Instrument building and performance form an ongoing part of my practice. This work moves between electronics, sculpture, sound, and live performance, using the design and calibration of instruments as a way of thinking materially. Rather than treating an instrument as a fixed tool, I approach it as a system that develops its own tendencies through tuning, use, instability, and repetition.

The instruments are built through a process that combines circuit design, prototyping, testing, and sculptural decision-making. Their form is not separate from their behaviour: enclosure, interface, tactility, fragility, and gesture all shape how sound emerges. In performance, these systems become a way of working with uncertainty, drift, and relation between body, machine, signal, and environment.
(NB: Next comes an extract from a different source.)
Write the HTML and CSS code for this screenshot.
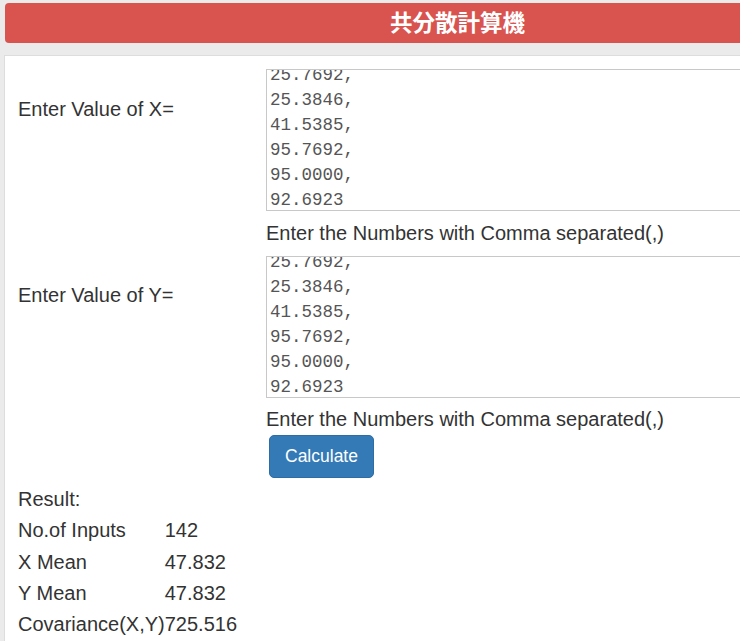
FILE: index.html
```html
<!DOCTYPE html>
<html lang="ja">
<head>
<meta charset="utf-8">
<title>共分散計算機</title>
<link rel="stylesheet" href="styles.css">
</head>
<body>
<div class="page">
  <div class="title-bar"><h1 class="title">共分散計算機</h1></div>
  <div class="panel">
    <div class="form-row">
      <label class="field-label" for="xs">Enter Value of X=</label>
      <div class="field">
        <textarea id="xs" class="numbers" rows="6">12.3077,
18.4615,
33.0769,
47.6923,
60.0000,
25.7692,
25.3846,
41.5385,
95.7692,
95.0000,
92.6923</textarea>
        <p class="help">Enter the Numbers with Comma separated(,)</p>
      </div>
    </div>
    <div class="form-row">
      <label class="field-label field-label-y" for="ys">Enter Value of Y=</label>
      <div class="field">
        <textarea id="ys" class="numbers" rows="6">12.3077,
18.4615,
33.0769,
47.6923,
60.0000,
25.7692,
25.3846,
41.5385,
95.7692,
95.0000,
92.6923</textarea>
        <p class="help help-last">Enter the Numbers with Comma separated(,)</p>
        <button class="btn-calc" type="button">Calculate</button>
      </div>
    </div>
    <div class="result">
      <div class="result-title">Result:</div>
      <table class="result-table">
        <tr><td>No.of Inputs</td><td>142</td></tr>
        <tr><td>X Mean</td><td>47.832</td></tr>
        <tr><td>Y Mean</td><td>47.832</td></tr>
        <tr><td>Covariance(X,Y)</td><td>725.516</td></tr>
      </table>
    </div>
  </div>
</div>
<script src="script.js"></script>
</body>
</html>
```

FILE: styles.css
```css
html, body {
  margin: 0;
  padding: 0;
  overflow: hidden;
  background: #ebebeb;
}
body {
  font-family: "Liberation Sans", Arial, sans-serif;
  color: #333;
}
.page {
  width: 906px;
  padding: 3px 0 0 4px;
}
.title-bar {
  margin-left: 1px;
  height: 40px;
  padding-bottom: 3px;
  box-sizing: border-box;
  background: #d9534f;
  border-radius: 4px;
  display: flex;
  align-items: center;
  justify-content: center;
}
.title {
  margin: 0;
  color: #fff;
  font-family: "Noto Sans CJK JP", "Noto Sans", sans-serif;
  font-weight: 700;
  font-size: 22.5px;
  line-height: 1;
}
.panel {
  margin-top: 12px;
  background: #fff;
  border: 1px solid #ddd;
  border-right: none;
  padding: 13px 0 20px 13px;
  min-height: 600px;
}
.form-row {
  display: grid;
  grid-template-columns: 248px 1fr;
}
.field-label {
  font-size: 20px;
  line-height: 25px;
  padding-top: 28px;
}
.field-label-y {
  padding-top: 27px;
}
.field {
  display: flex;
  flex-direction: column;
  align-items: flex-start;
}
.numbers {
  box-sizing: border-box;
  width: 100%;
  height: 142px;
  margin: 0;
  padding: 0 3px;
  border: 1px solid #c8c8c8;
  font-family: "Liberation Mono", "Courier New", monospace;
  font-size: 17.5px;
  line-height: 25px;
  color: #555;
  resize: none;
  background: #fff;
}
.help {
  margin: 10px 0 10px;
  font-size: 20px;
  line-height: 25px;
}
.help-last {
  margin-top: 9px;
  margin-bottom: 3px;
}
.btn-calc {
  margin-left: 3px;
  height: 43px;
  padding: 0 15px;
  background: #337ab7;
  border: 1px solid #2e6da4;
  border-radius: 5px;
  color: #fff;
  font-family: "Liberation Sans", Arial, sans-serif;
  font-size: 17.5px;
  line-height: 25px;
}
.result {
  margin-top: 6px;
  font-size: 20px;
  line-height: 31.25px;
}
.result-table {
  border-collapse: collapse;
  font-size: 20px;
}
.result-table td {
  padding: 0;
  line-height: 31.25px;
}
```

FILE: script.js
```js
document.querySelectorAll('textarea.numbers').forEach(function (t) {
  t.scrollTop = t.scrollHeight - t.clientHeight - 3;
});
```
This strand of the work includes solo improvised electronics, live audiovisual performance, and collaborative projects such as SPIT. Across these contexts, I am interested in how a custom-built instrument can carry memory, bias, resistance, and character, and how performance becomes a way of exposing those qualities in real time.

For a fuller list of live sets and related events, see performance activity →

Excerpt

Instrument Builds

Hybrid FM Synth

A hybrid FM synth combining analog VCOs and VCA with an Arduino-controlled envelope generator and stretchy control interfaces.

The instrument is currently in a breadboarded, hot-glue phase. Ongoing experiments are focused on replacing pots with alternative variable resistors, developing wearable CV generators, and working out how these control systems can become more tactile, unstable, and performative.

The build also extends into hand-made sculptural patch cables, treating connection and signal routing as part of the instrument’s physical language rather than just utility.